Whether or not Herz gets singular credit for the design of the Credit Foncier building, it should nevertheless be listed and classified. This means no additions, subtractions or defacing of its original structure should be allowed. Moreover, any changes previously introduced, such as extra rooms on the roof, piping, or air condition holes etc. should be removed. The building's shell, its facade in particular, should be minutely restored in keeping with its formal design.
Meanwhile, the gilded interior should undergo an intensive refurbishment program bringing this bank to its former extravagant glory. This is an historic house and keeping it has to be the bank's priority. Perhaps the present owner could turn the building into a plush showcase exclusively for its executive offices, flushing out the rank and file and relocating them to more modern quarters. That is how it is done in other world banking centers: the palace for the head office and senior executives, and the modern office buildings for the other labor-intensive departments.
Luck is on our side for the present owner is the cash rich Arab International Bank, one of the very first fruits of Sadat's infitah policy.
The bank's chairman is Sadat's long time confidant and prime minister, Engineer Mustafa Khalil.
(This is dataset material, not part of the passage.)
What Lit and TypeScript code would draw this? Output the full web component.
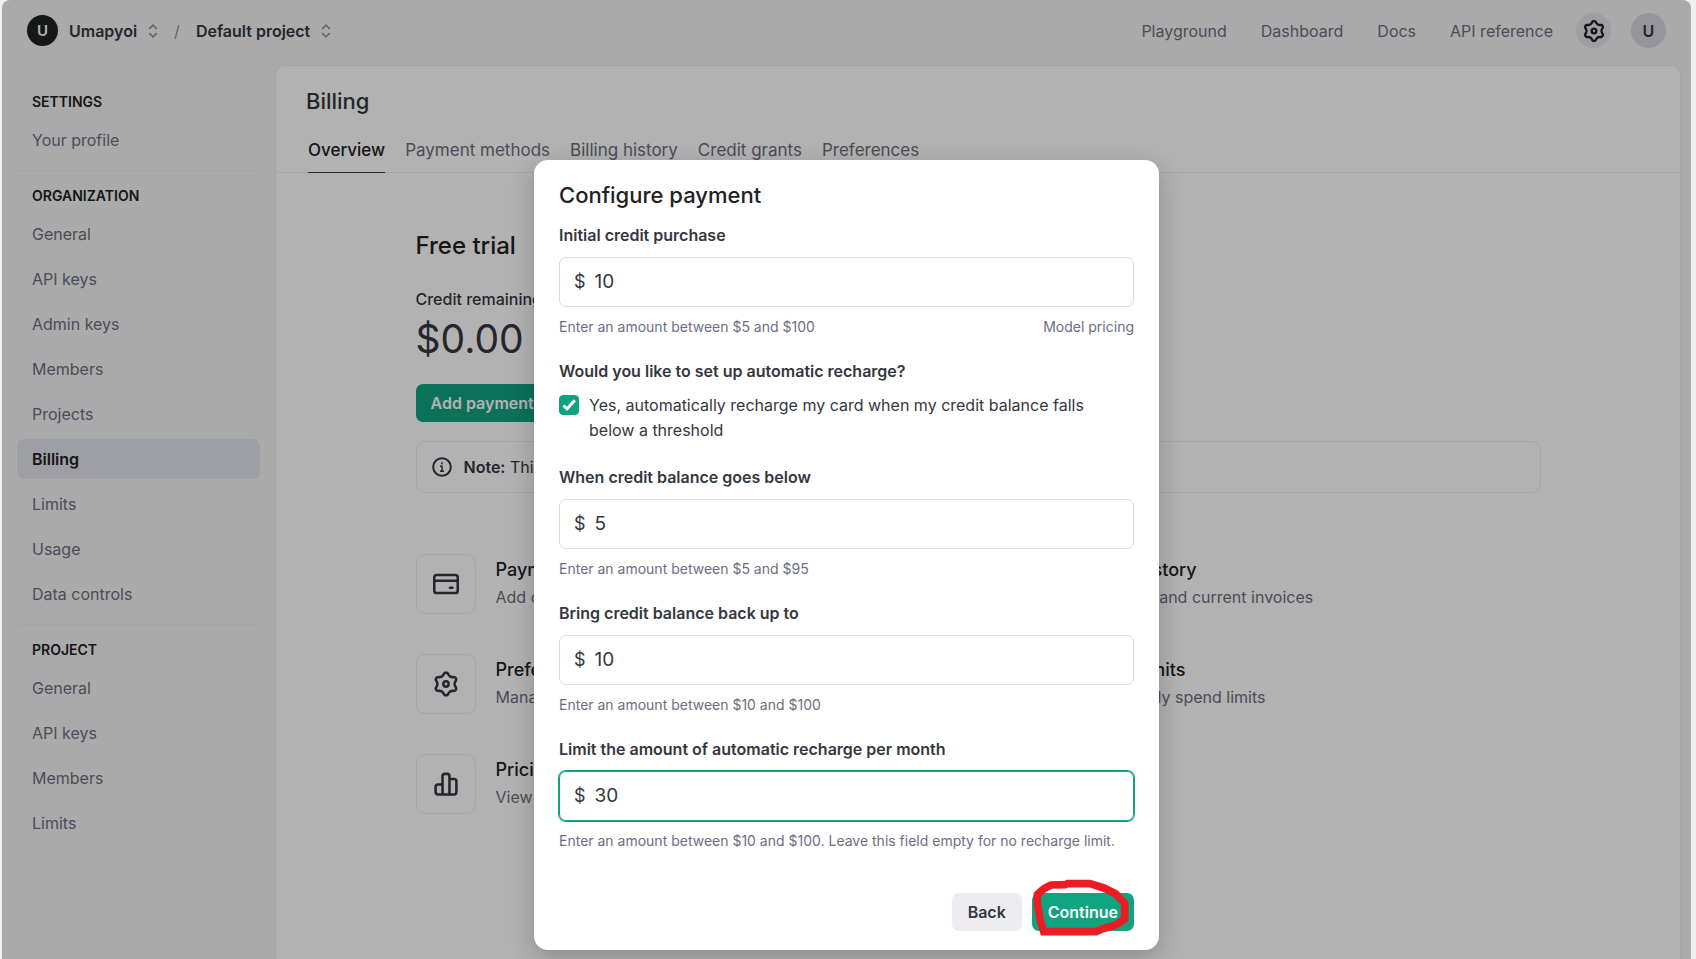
import { LitElement, html, css, svg, nothing } from "lit";
import { customElement, property } from "lit/decorators.js";
import { classMap } from "lit/directives/class-map.js";

const gearShape = svg`
  <path d="M11.568 3.5a1 1 0 0 0-.863.494l-.811 1.381A3 3 0 0 1 7.33 6.856l-1.596.013a1 1 0 0 0-.858.501l-.439.761a1 1 0 0 0-.004.992l.792 1.4a3 3 0 0 1 0 2.954l-.792 1.4a1 1 0 0 0 .004.992l.439.76a1 1 0 0 0 .858.502l1.596.013a3 3 0 0 1 2.564 1.48l.811 1.382a1 1 0 0 0 .863.494h.87a1 1 0 0 0 .862-.494l.812-1.381a3 3 0 0 1 2.563-1.481l1.596-.013a1 1 0 0 0 .859-.501l.438-.761a1 1 0 0 0 .005-.992l-.793-1.4a3 3 0 0 1 0-2.954l.793-1.4a1 1 0 0 0-.005-.992l-.439-.76a1 1 0 0 0-.858-.502l-1.597-.013a3 3 0 0 1-2.563-1.48L13.3 3.994a1 1 0 0 0-.862-.494h-.87Z"/>
  <circle cx="12" cy="12" r="2"/>`;

const gear = html`<svg viewBox="0 0 24 24" aria-hidden="true">${gearShape}</svg>`;
const card = html`<svg viewBox="0 0 24 24" aria-hidden="true">
  <rect x="3.2" y="5.2" width="17.6" height="13.6" rx="1.8"/>
  <path d="M3.4 9.6h17.2"/><path d="M15 14.8h1.8"/>
</svg>`;
const bars = html`<svg viewBox="0 0 24 24" aria-hidden="true">
  <path d="M9.4 19.8V6.2a1.8 1.8 0 0 1 1.8-1.8h1.6a1.8 1.8 0 0 1 1.8 1.8v13.6M9.4 12.4H6a1.8 1.8 0 0 0-1.8 1.8V18A1.8 1.8 0 0 0 6 19.8h12a1.8 1.8 0 0 0 1.8-1.8V10A1.8 1.8 0 0 0 18 8.200h-3.400"/>
</svg>`;
const chevrons = html`<svg class="chevrons" viewBox="0 0 10 14" aria-hidden="true">
  <path d="M1.200 4.800 5 1.200l3.800 3.600M1.200 9.200 5 12.800l3.800-3.600"/>
</svg>`;

interface NavGroup { title: string; items: string[]; active?: string; }

const groups: NavGroup[] = [
  { title: "SETTINGS", items: ["Your profile"] },
  {
    title: "ORGANIZATION",
    items: ["General", "API keys", "Admin keys", "Members", "Projects", "Billing", "Limits", "Usage", "Data controls"],
    active: "Billing",
  },
  { title: "PROJECT", items: ["General", "API keys", "Members", "Limits"] },
];

const tabs = ["Overview", "Payment methods", "Billing history", "Credit grants", "Preferences"];

const tiles = [
  { icon: card, title: "Payment methods", text: "Add or change payment method" },
  { icon: bars, title: "Billing history", text: "View past and current invoices" },
  { icon: gear, title: "Preferences", text: "Manage billing information" },
  { icon: gear, title: "Usage limits", text: "Set monthly spend limits" },
  { icon: bars, title: "Pricing", text: "View pricing and FAQs" },
];

@customElement("money-field")
class MoneyField extends LitElement {
  @property() label = "";
  @property() value = "";
  @property() hint = "";
  @property() linkText = "";
  @property({ type: Boolean }) active = false;

  static styles = css`
    :host { display: block; }
    .label { display: block; font-size: 16px; line-height: 24px; font-weight: 600; color: #353740; }
    .box {
      display: flex; align-items: center; gap: 9px; height: 50px; box-sizing: border-box;
      margin: 10px 0; padding: 0 14px; border: 1px solid #d9d9e3; border-radius: 7px; color: #353740;
    }
    .box.active { border-color: #10a37f; box-shadow: 0 0 0 1px #10a37f; }
    .sign { font-size: 18px; line-height: 24px; }
    .input {
      flex: 1; min-width: 0; border: 0; outline: 0; padding: 0; background: none;
      font: inherit; font-size: 19px; line-height: 24px; color: inherit;
    }
    .foot { display: flex; justify-content: space-between; font-size: 14px; line-height: 20px; color: #6e6e80; }
    .link { color: inherit; text-decoration: none; }
  `;

  render() {
    return html`
      <label class="label" for="amount">${this.label}</label>
      <div class=${classMap({ box: true, active: this.active })}>
        <span class="sign">$</span>
        <input class="input" id="amount" type="text" inputmode="numeric" .value=${this.value} aria-describedby="hint" />
      </div>
      <div class="foot">
        <span id="hint">${this.hint}</span>
        ${this.linkText ? html`<a class="link" href="#pricing">${this.linkText}</a>` : nothing}
      </div>
    `;
  }
}

@customElement("payment-dialog")
class PaymentDialog extends LitElement {
  static styles = css`
    :host { display: block; width: 100%; max-width: 625px; }
    .dialog {
      box-sizing: border-box; padding: 20px 25px 19px; border-radius: 14px; background: #fff; color: #353740;
      box-shadow: 0 8px 24px rgba(0, 0, 0, 0.22);
    }
    .title { margin: 0 0 10px; font-size: 22px; line-height: 30px; font-weight: 500; color: #202123; }
    .form { display: flex; flex-direction: column; gap: 22px; margin-top: 13px; }
    .recharge { margin: 0; padding: 0; border: 0; min-width: 0; }
    .legend { padding: 0; margin-bottom: 10px; font-size: 16px; line-height: 24px; font-weight: 600; }
    .check { display: grid; grid-template-columns: 20px 1fr; column-gap: 10px; padding-right: 30px; font-size: 16px; line-height: 25px; }
    .tick {
      grid-area: 1 / 1; appearance: none; width: 20px; height: 20px; margin: 2px 0 0; border-radius: 4px;
      border: 1px solid #d9d9e3;
    }
    .tick:checked { background: #10a37f; border-color: #10a37f; }
    .mark { grid-area: 1 / 1; width: 20px; height: 20px; margin-top: 2px; pointer-events: none; z-index: 1; fill: none; stroke: #fff; stroke-width: 3; }
    .actions { display: flex; justify-content: flex-end; gap: 10px; margin-top: 42px; }
    .button {
      height: 38px; padding: 0 16px; border: 0; border-radius: 7px; background: #ececf1; color: #353740;
      font: inherit; font-size: 16px; line-height: 24px; font-weight: 600;
    }
    .primary { background: #10a37f; color: #fff; }
    .marked { position: relative; display: flex; }
    .scribble { position: absolute; right: 0; top: -15px; width: 103px; height: 60px; pointer-events: none; overflow: visible; }
  `;

  render() {
    return html`
      <div class="dialog" role="dialog" aria-modal="true" aria-labelledby="title">
        <h2 class="title" id="title">Configure payment</h2>
        <div class="form">
          <money-field label="Initial credit purchase" value="10" hint="Enter an amount between $5 and $100" linkText="Model pricing"></money-field>
          <fieldset class="recharge">
            <legend class="legend">Would you like to set up automatic recharge?</legend>
            <div class="check">
              <input class="tick" id="auto" type="checkbox" checked />
              <svg class="mark" viewBox="0 0 20 20" aria-hidden="true"><path d="M4.500 10.500 8 13.800 15.800 5.200"/></svg>
              <label for="auto">Yes, automatically recharge my card when my credit balance falls below a threshold</label>
            </div>
          </fieldset>
          <money-field label="When credit balance goes below" value="5" hint="Enter an amount between $5 and $95"></money-field>
          <money-field label="Bring credit balance back up to" value="10" hint="Enter an amount between $10 and $100"></money-field>
          <money-field active label="Limit the amount of automatic recharge per month" value="30" hint="Enter an amount between $10 and $100. Leave this field empty for no recharge limit."></money-field>
        </div>
        <div class="actions">
          <button class="button">Back</button>
          <div class="marked">
            <button class="button primary">Continue</button>
            <svg class="scribble" viewBox="153 54 309 180" aria-hidden="true">
              <path fill="none" stroke="#ed1c24" stroke-width="23" stroke-linejoin="round"
                d="M194 224 181 182 172 130V104L192 86 213 75 255 74 262 71H330L372 84 408 102 434 130V178L405 196 365 207 348 215H186"/>
            </svg>
          </div>
        </div>
      </div>
    `;
  }
}

@customElement("app-root")
class AppRoot extends LitElement {
  static styles = css`
    :host {
      display: block; box-sizing: border-box; height: 100vh; padding: 0 5px 0 2px; background: #f1f1f1;
      font-family: Inter, "Liberation Sans", sans-serif; color: #353740; font-size: 16px; line-height: 24px;
    }
    a { color: inherit; text-decoration: none; }
    .frame {
      position: relative; height: 100%; overflow: hidden; border-radius: 8px 8px 0 0; background: #f4f4f4;
      display: grid; grid-template: 65px 1fr / 273px 1fr;
    }
    .top { grid-column: 1 / -1; display: flex; align-items: center; justify-content: space-between; padding: 0 25px 4px; }
    .crumbs, .links { display: flex; align-items: center; }
    .crumbs { gap: 11px; }
    .logo, .round { display: flex; align-items: center; justify-content: center; border-radius: 50%; font-weight: 600; }
    .logo { width: 31px; height: 31px; background: #202123; color: #fff; font-size: 15px; }
    .switch {
      display: flex; align-items: center; gap: 11px; padding: 0; border: 0; background: none;
      font: inherit; font-weight: 600; color: #353740;
    }
    .chevrons { width: 10px; height: 14px; fill: none; stroke: #8e8ea0; stroke-width: 1.6; }
    .slash { padding: 0 5px; color: #8e8ea0; }
    .links { gap: 34px; color: #6e6e80; }
    .tools { display: flex; gap: 20px; margin-left: -11px; }
    .round { width: 35px; height: 35px; padding: 0; border: 0; background: #e3e3ec; color: #353740; font: inherit; font-weight: 600; }
    .round svg { width: 28px; height: 28px; fill: none; stroke: #202123; stroke-width: 2; }
    .user { background: #d5d7e0; }
    .side { padding: 25px 15px 0; }
    .group + .group { margin-top: 10px; padding-top: 13px; border-top: 1px solid #ececf1; }
    .caption { margin: 0 0 6px; padding: 0 15px; font-size: 14px; line-height: 24px; font-weight: 600; color: #202123; }
    .list { display: flex; flex-direction: column; gap: 5px; }
    .item { padding: 8px 15px; border-radius: 7px; color: #6e6e80; }
    .item.on { background: #e3e3ec; color: #202123; font-weight: 600; }
    .panel { margin-right: 10px; border: 1px solid #ececf1; border-bottom: 0; border-radius: 10px 10px 0 0; background: #fff; }
    .heading { margin: 0; padding: 20px 30px 0; font-size: 22px; line-height: 30px; font-weight: 500; }
    .tabs { display: flex; gap: 20px; padding: 22px 32px 0; border-bottom: 1px solid #ececf1; font-size: 17px; }
    .tab { padding-bottom: 10px; margin-bottom: -1px; border-bottom: 1px solid transparent; color: #6e6e80; }
    .tab.on { border-color: #353740; color: #202123; font-weight: 500; }
    .content { max-width: 1125px; margin: 0 auto; padding-top: 57px; }
    .plan { margin: 0 0 25px; font-size: 24px; line-height: 32px; font-weight: 500; color: #202123; }
    .label { font-weight: 500; }
    .amount { margin: 3px 0 20px; font-size: 39px; line-height: 50px; }
    .add { height: 38px; padding: 0 15px; border: 0; border-radius: 7px; background: #10a37f; color: #fff; font: inherit; font-weight: 600; }
    .note { display: flex; align-items: center; gap: 12px; margin-top: 19px; padding: 13px 15px; border: 1px solid #ececf1; border-radius: 9px; }
    .note svg { width: 20px; height: 20px; fill: none; stroke: #353740; stroke-width: 2; }
    .note b { font-weight: 600; }
    .tiles { display: grid; grid-template-columns: 1fr 1fr; gap: 40px 45px; margin-top: 61px; }
    .tile { display: flex; gap: 20px; }
    .icon { display: flex; align-items: center; justify-content: center; width: 58px; height: 58px; border: 1px solid #ececf1; border-radius: 9px; }
    .icon svg { width: 32px; height: 32px; fill: none; stroke: #353740; stroke-width: 1.9; stroke-linecap: round; stroke-linejoin: round; }
    .name { font-size: 18px; line-height: 28px; color: #202123; font-weight: 500; padding-top: 2px; }
    .text { color: #6e6e80; line-height: 26px; }
    .overlay {
      position: absolute; inset: 0; display: flex; justify-content: center; align-items: flex-start;
      padding-top: 160px; background: rgba(0, 0, 0, 0.3);
    }
  `;

  render() {
    return html`
      <div class="frame">
        <header class="top">
          <div class="crumbs">
            <span class="logo">U</span>
            <button class="switch">Umapyoi ${chevrons}</button>
            <span class="slash">/</span>
            <button class="switch">Default project ${chevrons}</button>
          </div>
          <nav class="links">
            <a href="#playground">Playground</a>
            <a href="#dashboard">Dashboard</a>
            <a href="#docs">Docs</a>
            <a href="#api">API reference</a>
            <div class="tools">
              <button class="round" aria-label="Settings">${gear}</button>
              <button class="round user" aria-label="Account">U</button>
            </div>
          </nav>
        </header>
        <nav class="side">
          ${groups.map((g) => html`
            <section class="group">
              <h2 class="caption">${g.title}</h2>
              <div class="list">
                ${g.items.map((i) => html`<a href="#nav" class=${classMap({ item: true, on: i === g.active })}>${i}</a>`)}
              </div>
            </section>`)}
        </nav>
        <main class="panel">
          <h1 class="heading">Billing</h1>
          <nav class="tabs">
            ${tabs.map((t, i) => html`<a href="#tab" class=${classMap({ tab: true, on: i === 0 })}>${t}</a>`)}
          </nav>
          <div class="content">
            <h2 class="plan">Free trial</h2>
            <div class="label">Credit remaining</div>
            <div class="amount">$0.00</div>
            <button class="add">Add payment details</button>
            <div class="note">
              <svg viewBox="0 0 20 20" aria-hidden="true"><circle cx="10" cy="10" r="8.800"/><path d="M8 9.200h2v5M8 14.200h4M10 5.200v2"  stroke-width="1.500"/></svg>
              <span><b>Note:</b> This does not reflect the status of your ChatGPT account.</span>
            </div>
            <div class="tiles">
              ${tiles.map((t) => html`
                <div class="tile">
                  <div class="icon">${t.icon}</div>
                  <div><div class="name">${t.title}</div><div class="text">${t.text}</div></div>
                </div>`)}
            </div>
          </div>
        </main>
        <div class="overlay"><payment-dialog></payment-dialog></div>
      </div>
    `;
  }
}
A refined man and a connoisseur of the arts Khalil is sensitive enough to appreciate his headquarter's special character. Surely, he will spare no effort to restore one of Cairo's finer monuments to its former regal splendor setting an excellent precedent. And since he is a world traveler, Khalil need only check out how other cities are coping with their grand monuments and buildings.
A restoration effort that comes immediately to mind is how New York City is currently restoring its Grand Central Station turning what has often been called a dormitory for the homeless into one of the city's most famous landmarks. Both, the Arab International Bank building and Grand Central Station belong to that same generation of splendid fin de siècle buildings. Both aged badly, one from neglect in a city often on the verge of bankruptcy and the other because ever since the Credit Foncier was nationalized, the building endured several owners who often didn't appreciate its value.
Thank you for an excellent article
Date: Fri, 01 Jun 2001 01:56:30 -0500
From: Auburn User
I read your article regarding the Building of the Arab International Bank. It is really excellent, I hope more people will respect the beautiful Egyptian heritage from extra commercialization and the running after more profit and more money regardless of any thing else. Thank you for this this excellent article. Will you be kind enough to keep me informed regarding this issue and similar ones. All my contact information is giving below.
Chemical Engineering Department
Auburn University , 230 Ross Hall ,
Auburn , AL 36849-5127 , USA
Subject: Your article
Date: Thu, 01 Jul 1999 15:35:53 -0700
From: Sam Badawi
I read your article regarding the Credit Foncier Egyptien building with great pleasure. It brought back memories of when, as a child back in the early fifties, I used to visit my father at his office there. My father, Dr Helmi Bahgat Badawi, was the number three man, and the top Egyptian, at the bank at the time. I would often be dropped off there by my mother while she did her shopping in town and used to wander all over the building talking to the various employees.
Thanks for bringing back memories of a different, and much better, age.